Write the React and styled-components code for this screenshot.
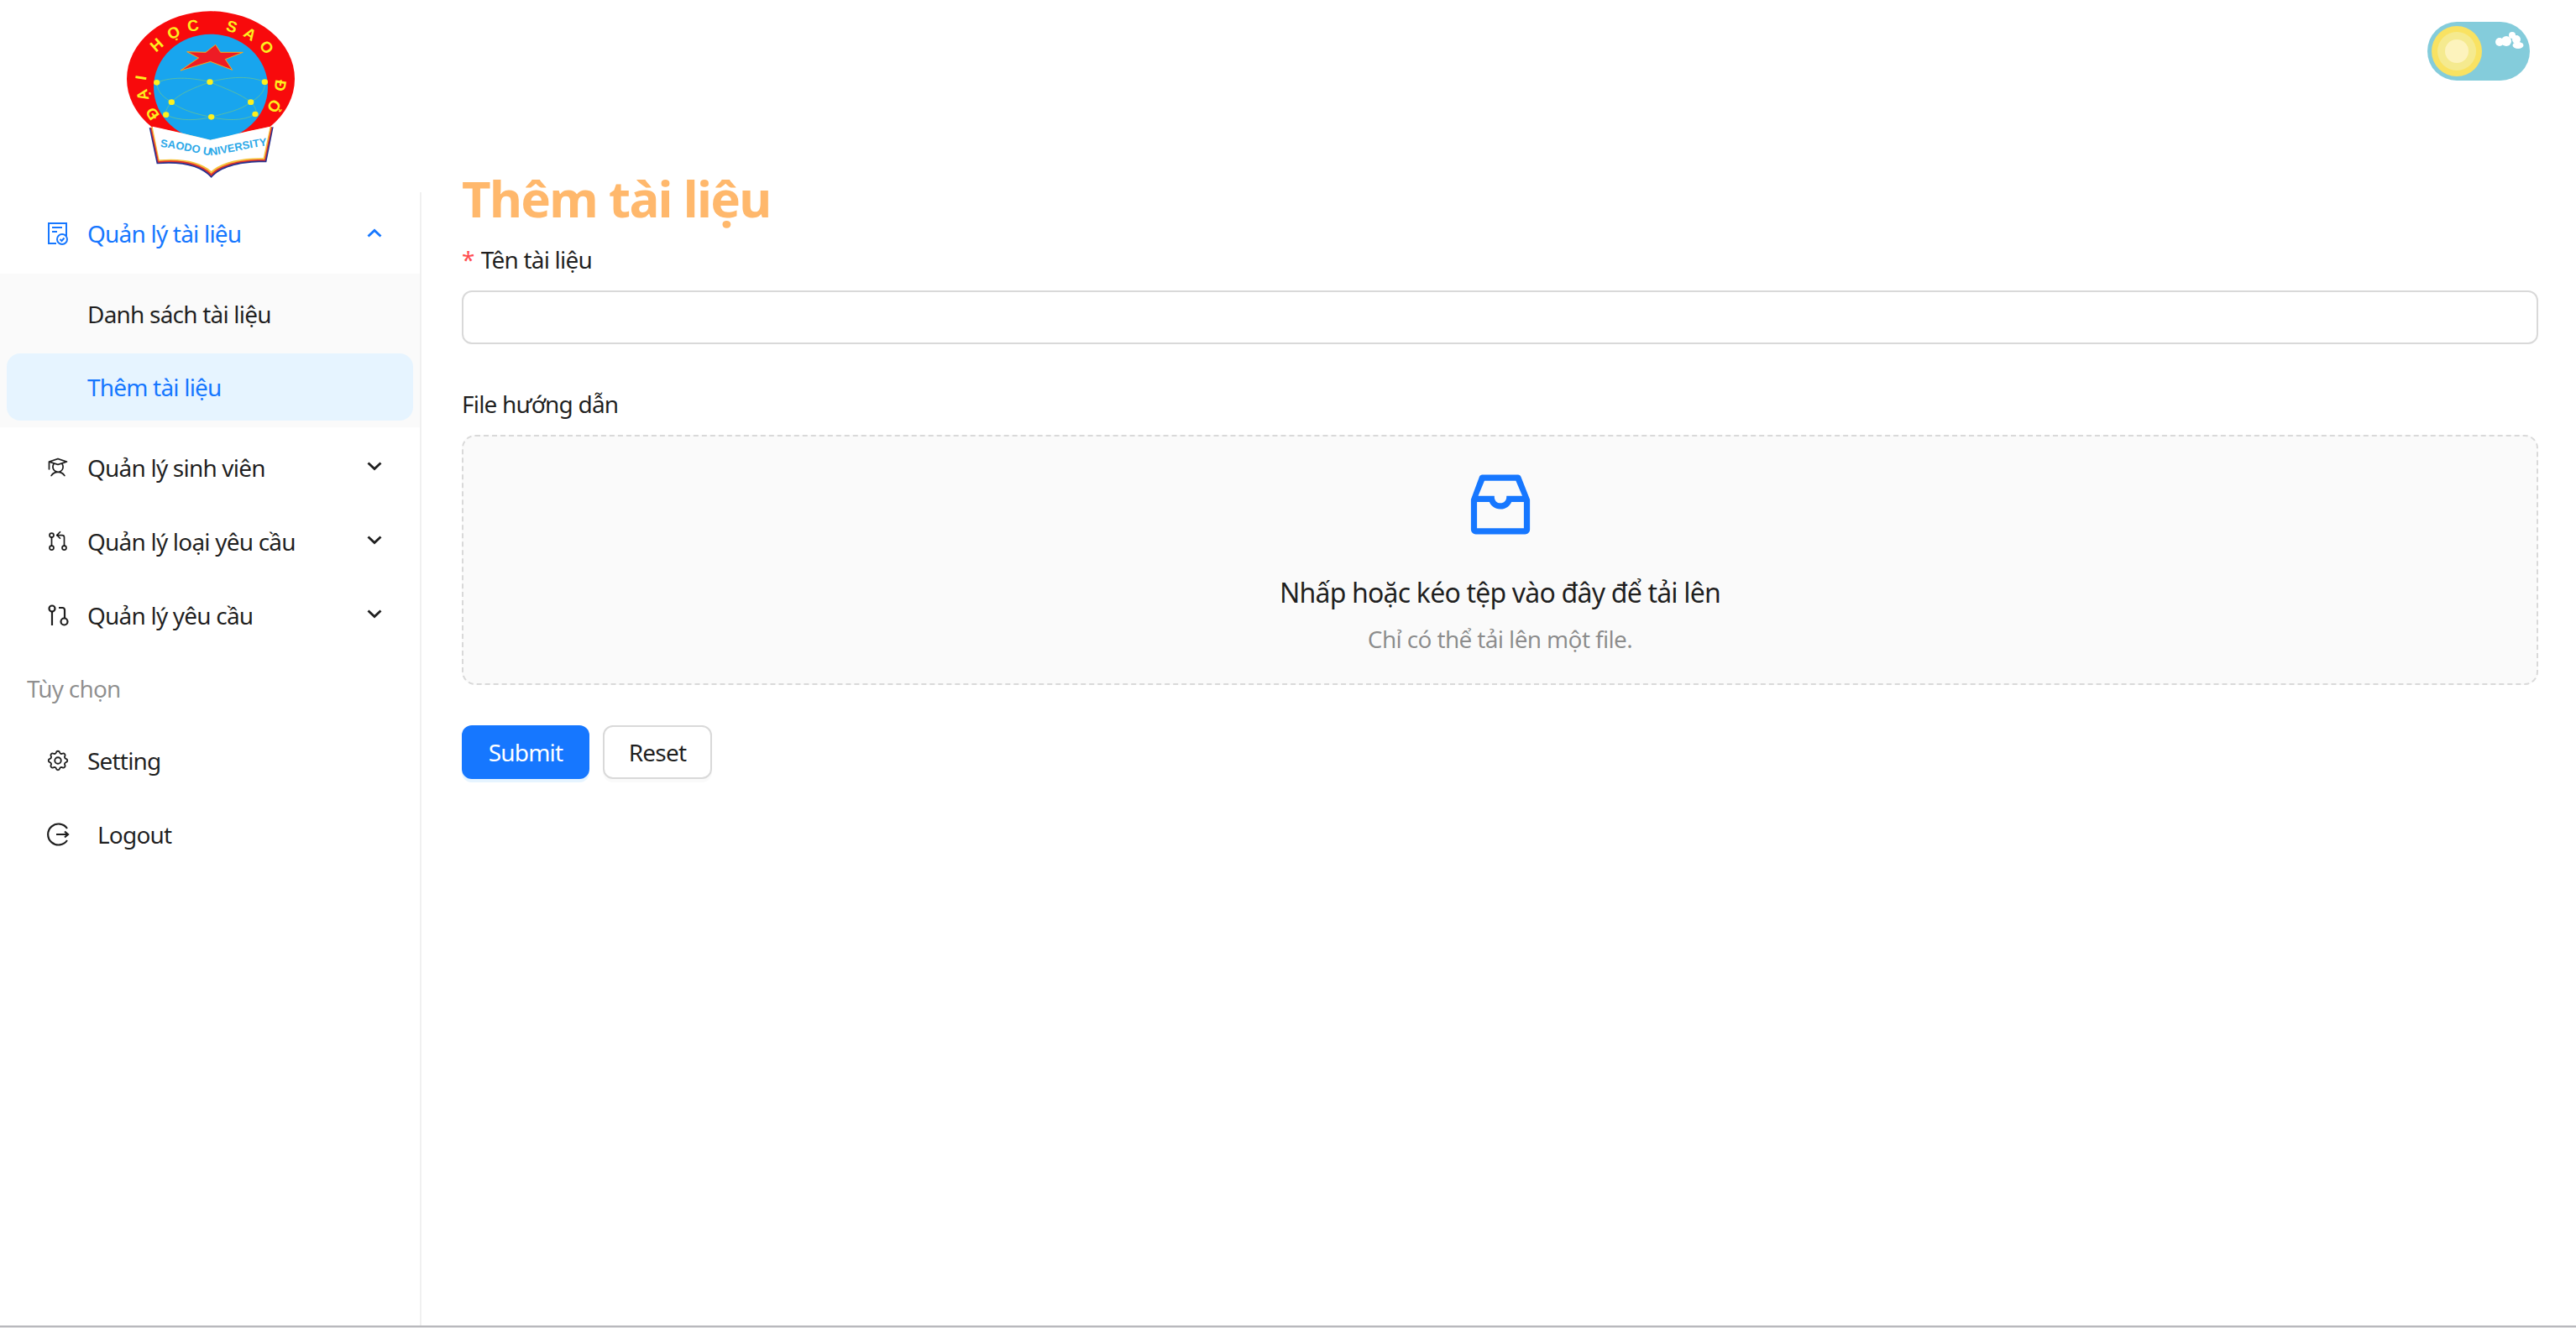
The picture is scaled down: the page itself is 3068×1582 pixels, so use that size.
import styled, { createGlobalStyle } from 'styled-components'
import { AiOutlineInbox } from 'react-icons/ai'
import { PiStudent } from 'react-icons/pi'
import { TbGitPullRequest, TbSettings } from 'react-icons/tb'

const GlobalStyle = createGlobalStyle`
  html, body {
    margin: 0;
    padding: 0;
    background: #fff;
  }
  body {
    font-family: 'Noto Sans', 'Liberation Sans', sans-serif;
    color: rgba(0, 0, 0, 0.88);
  }
  * {
    box-sizing: border-box;
  }
`

const Logo = () => (
  <LogoSvg viewBox='0 0 900 690'>
    <defs>
      <path id='ringPath' d='M274 410 A230 187 0 1 1 593 440' />
      <path id='bookPath' d='M272 525 C340 530 400 548 452 556 C510 548 580 530 642 522' />
    </defs>
    <ellipse cx='453' cy='282' rx='300' ry='242' fill='#f80a0c' />
    <ellipse cx='453' cy='312' rx='204' ry='190' fill='#18a5ee' />
    <g fill='none' stroke='#62c09a' strokeWidth='2.500'>
      <path d='M260 295 C320 270 400 280 450 293 C500 280 580 265 646 293' />
      <path d='M450 293 C390 315 340 335 313 365 C350 395 410 410 455 418 C500 405 560 395 596 365 C560 335 500 315 450 293' />
      <path d='M260 295 C262 335 290 350 313 365 C300 380 290 395 293 410' />
      <path d='M646 293 C650 330 620 350 596 365 C610 380 620 395 612 408' />
      <path d='M293 410 C340 435 410 430 455 418 C500 430 570 435 612 408' />
    </g>
    <polygon
      points='470,160 488,187 568,187 505,212 530,250 452,220 345,252 410,207 368,185 435,187'
      fill='#ee1c25'
      stroke='#f6a81c'
      strokeWidth='3'
    />
    <g fill='#fdf01e'>
      <ellipse cx='260' cy='295' rx='11' ry='10' />
      <ellipse cx='450' cy='293' rx='11' ry='10' />
      <ellipse cx='646' cy='293' rx='11' ry='10' />
      <ellipse cx='313' cy='365' rx='11' ry='10' />
      <ellipse cx='596' cy='365' rx='11' ry='10' />
      <ellipse cx='293' cy='410' rx='11' ry='10' />
      <ellipse cx='455' cy='418' rx='11' ry='10' />
      <ellipse cx='612' cy='408' rx='11' ry='10' />
    </g>
    <text fontFamily='Liberation Sans' fontWeight='700' fontSize='56' fill='#fdf01e' letterSpacing='27' wordSpacing='22'>
      <textPath href='#ringPath'>ĐẠI HỌC SAO ĐỎ</textPath>
    </text>
    <path d='M233 456 C310 470 390 490 452 505 C520 490 600 470 677 454 L652 580 C570 578 490 594 455 636 C420 594 350 578 260 586 Z' fill='#27318f' />
    <path d='M237 455 C310 468 390 488 452 503 C520 488 600 468 673 453 L648 575 C570 573 490 589 455 629 C420 589 350 573 264 581 Z' fill='#e0322c' />
    <path d='M241 454 C310 466 390 486 452 501 C520 486 600 466 669 452 L645 570 C570 568 490 584 455 621 C420 584 350 568 267 576 Z' fill='#f6c23c' />
    <path d='M245 452 C310 465 390 485 452 500 C520 485 600 465 665 452 L641 565 C570 563 490 578 455 612 C420 578 350 563 269 571 Z' fill='#fff' />
    <text fontFamily='Liberation Sans' fontWeight='700' fontSize='39' fill='#2ba8e8'>
      <textPath href='#bookPath'>SAODO UNIVERSITY</textPath>
    </text>
  </LogoSvg>
)

const ThemeToggle = () => (
  <svg width='122' height='70' viewBox='0 0 122 70'>
    <rect width='122' height='70' rx='35' fill='#84ccdb' />
    <circle cx='35' cy='35' r='30' fill='#f9e262' />
    <circle cx='35' cy='35' r='23' fill='#f5ea8f' />
    <circle cx='35' cy='35' r='14' fill='#fdf3bd' />
    <g fill='#fff'>
      <circle cx='86' cy='24' r='5' />
      <circle cx='94' cy='23' r='6' />
      <circle cx='101' cy='16' r='4' />
      <circle cx='106' cy='21' r='5' />
      <ellipse cx='108' cy='28' rx='6.500' ry='4' />
    </g>
  </svg>
)

const DocIcon = () => (
  <svg width='26' height='28' viewBox='0 0 26 28' fill='none' stroke='currentColor' strokeWidth='2'>
    <path d='M11 26H2V2h21v15' />
    <path d='M6 7h12M6 12h6' />
    <circle cx='18' cy='21' r='6' />
    <path d='M15.500 21l2 2 3-3.500' />
  </svg>
)

const RequestIcon = () => (
  <svg width='26' height='26' viewBox='0 0 26 26' fill='none' stroke='currentColor' strokeWidth='2.200'>
    <circle cx='6' cy='5' r='3.500' />
    <path d='M6 8.500V25' />
    <path d='M14 4h4.500a2.500 2.500 0 0 1 2.500 2.500V16' />
    <circle cx='20.500' cy='20.500' r='4' />
  </svg>
)

const LogoutIcon = () => (
  <svg width='28' height='28' viewBox='0 0 28 28' fill='none' stroke='currentColor' strokeWidth='2.200'>
    <path d='M25 7A12.500 12.500 0 1 0 25 21' />
    <path d='M12 14h14M22 10.500l4 3.500-4 3.500' />
  </svg>
)

const Chevron = ({ open }) => (
  <ChevronSvg viewBox='0 0 18 12' fill='none' stroke='currentColor' strokeWidth='2.800' $open={open}>
    <path d='M1.500 2.500L9 9.500l7.500-7' />
  </ChevronSvg>
)

const App = () => {
  return (
    <Page>
      <GlobalStyle />
      <Header>
        <LogoBox>
          <Logo />
        </LogoBox>
        <ThemeToggle />
      </Header>
      <Body>
        <Sider>
          <MenuItem $active>
            <IconSlot><DocIcon /></IconSlot>
            <Label>Quản lý tài liệu</Label>
            <Chevron open />
          </MenuItem>
          <SubMenu>
            <SubItem>Danh sách tài liệu</SubItem>
            <SubItem $selected>Thêm tài liệu</SubItem>
          </SubMenu>
          <MenuItem>
            <IconSlot><PiStudent size={28} /></IconSlot>
            <Label>Quản lý sinh viên</Label>
            <Chevron />
          </MenuItem>
          <MenuItem>
            <IconSlot><TbGitPullRequest size={32} strokeWidth={1.4} /></IconSlot>
            <Label>Quản lý loại yêu cầu</Label>
            <Chevron />
          </MenuItem>
          <MenuItem>
            <IconSlot><RequestIcon /></IconSlot>
            <Label>Quản lý yêu cầu</Label>
            <Chevron />
          </MenuItem>
          <GroupTitle>Tùy chọn</GroupTitle>
          <MenuItem>
            <IconSlot><TbSettings size={34} strokeWidth={1.5} /></IconSlot>
            <Label>Setting</Label>
          </MenuItem>
          <MenuItem>
            <IconSlot><LogoutIcon /></IconSlot>
            <Label $wide>Logout</Label>
          </MenuItem>
        </Sider>
        <Content>
          <Title>Thêm tài liệu</Title>
          <FieldLabel>
            <Required>*</Required>
            Tên tài liệu
          </FieldLabel>
          <TextInput />
          <FieldLabel $spaced>File hướng dẫn</FieldLabel>
          <Dragger>
            <AiOutlineInbox size={96} color='#1677ff' />
            <DragText>Nhấp hoặc kéo tệp vào đây để tải lên</DragText>
            <DragHint>Chỉ có thể tải lên một file.</DragHint>
          </Dragger>
          <Actions>
            <Button $primary>Submit</Button>
            <Button>Reset</Button>
          </Actions>
        </Content>
      </Body>
      <BottomLine />
    </Page>
  )
}

export default App

const Page = styled.div`
  display: flex;
  flex-direction: column;
  width: 3068px;
  height: 1582px;
  overflow: hidden;
`

const Header = styled.header`
  display: flex;
  justify-content: space-between;
  align-items: flex-start;
  height: 229px;
  padding: 26px 55px 0 0;
`

const LogoBox = styled.div`
  display: flex;
  justify-content: center;
  width: 500px;
  margin-top: -26px;
`

const LogoSvg = styled.svg`
  width: 300px;
  height: 230px;
`

const Body = styled.div`
  display: flex;
  flex: 1;
  min-height: 0;
`

const Sider = styled.aside`
  flex: none;
  width: 502px;
  padding-top: 9px;
  border-right: 2px solid #f0f0f0;
`

const MenuItem = styled.div`
  display: flex;
  align-items: center;
  height: 80px;
  margin-bottom: 8px;
  padding-left: 54px;
  font-size: 28px;
  letter-spacing: -0.8px;
  color: ${props => (props.$active ? '#1677ff' : 'rgba(0, 0, 0, 0.88)')};
`

const IconSlot = styled.span`
  display: flex;
  justify-content: center;
  width: 30px;
  margin-right: 20px;
`

const Label = styled.span`
  flex: 1;
  margin-left: ${props => (props.$wide ? '12px' : '0')};
`

const ChevronSvg = styled.svg`
  width: 18px;
  height: 12px;
  margin-right: 45px;
  margin-top: ${props => (props.$open ? '0' : '-4px')};
  transform: ${props => (props.$open ? 'rotate(180deg)' : 'none')};
`

const SubMenu = styled.div`
  display: flex;
  flex-direction: column;
  gap: 7px;
  margin-bottom: 8px;
  padding: 8px;
  background: #fafafa;
`

const SubItem = styled.div`
  display: flex;
  align-items: center;
  height: 80px;
  padding-left: 96px;
  border-radius: 16px;
  font-size: 28px;
  letter-spacing: -0.8px;
  background: ${props => (props.$selected ? '#e6f4ff' : 'transparent')};
  color: ${props => (props.$selected ? '#1677ff' : 'rgba(0, 0, 0, 0.88)')};
`

const GroupTitle = styled.div`
  display: flex;
  align-items: center;
  height: 77px;
  margin-bottom: 8px;
  padding-left: 32px;
  font-size: 28px;
  letter-spacing: -0.8px;
  color: rgba(0, 0, 0, 0.45);
`

const Content = styled.main`
  flex: 1;
  padding: 0 45px 0 48px;
`

const Title = styled.h1`
  height: 74px;
  margin: -30px 0 14px;
  font-size: 60px;
  line-height: 74px;
  font-weight: 700;
  letter-spacing: -1.7px;
  color: #ffb86c;
`

const FieldLabel = styled.label`
  display: flex;
  align-items: center;
  height: 44px;
  margin-top: ${props => (props.$spaced ? '49px' : '0')};
  margin-bottom: 15px;
  font-size: 28px;
  letter-spacing: -0.8px;
`

const Required = styled.span`
  margin-right: 8px;
  color: #ff4d4f;
  font-size: 28px;
`

const TextInput = styled.input`
  display: block;
  width: 100%;
  height: 64px;
  border: 2px solid #d9d9d9;
  border-radius: 12px;
  background: #fff;
`

const Dragger = styled.div`
  display: flex;
  flex-direction: column;
  align-items: center;
  height: 298px;
  padding-top: 33px;
  border: 2px dashed #d9d9d9;
  border-radius: 16px;
  background: #fafafa;
`

const DragText = styled.p`
  margin: 35px 0 0;
  font-size: 32px;
  line-height: 44px;
  letter-spacing: -0.8px;
`

const DragHint = styled.p`
  margin: 11px 0 0;
  font-size: 28px;
  line-height: 44px;
  letter-spacing: -0.65px;
  color: rgba(0, 0, 0, 0.45);
`

const Actions = styled.div`
  display: flex;
  gap: 16px;
  margin-top: 48px;
`

const Button = styled.button`
  width: ${props => (props.$primary ? '152px' : '130px')};
  height: 64px;
  padding: 0;
  border: ${props => (props.$primary ? 'none' : '2px solid #d9d9d9')};
  border-radius: 12px;
  font-family: inherit;
  font-size: 28px;
  letter-spacing: -0.8px;
  background: ${props => (props.$primary ? '#1677ff' : '#fff')};
  color: ${props => (props.$primary ? '#fff' : 'rgba(0, 0, 0, 0.88)')};
  box-shadow: 0 4px 0 ${props => (props.$primary ? 'rgba(5, 145, 255, 0.1)' : 'rgba(0, 0, 0, 0.02)')};
`

const BottomLine = styled.div`
  flex: none;
  height: 3px;
  border-top: 2px solid #b9b9bd;
  background: #e4e4e6;
`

* Short exercise
Locate the string "components" in the listing above and copy every line where it occurs.

* Worked solution
Write the React and styled-components code for this screenshot.
import styled, { createGlobalStyle } from 'styled-components'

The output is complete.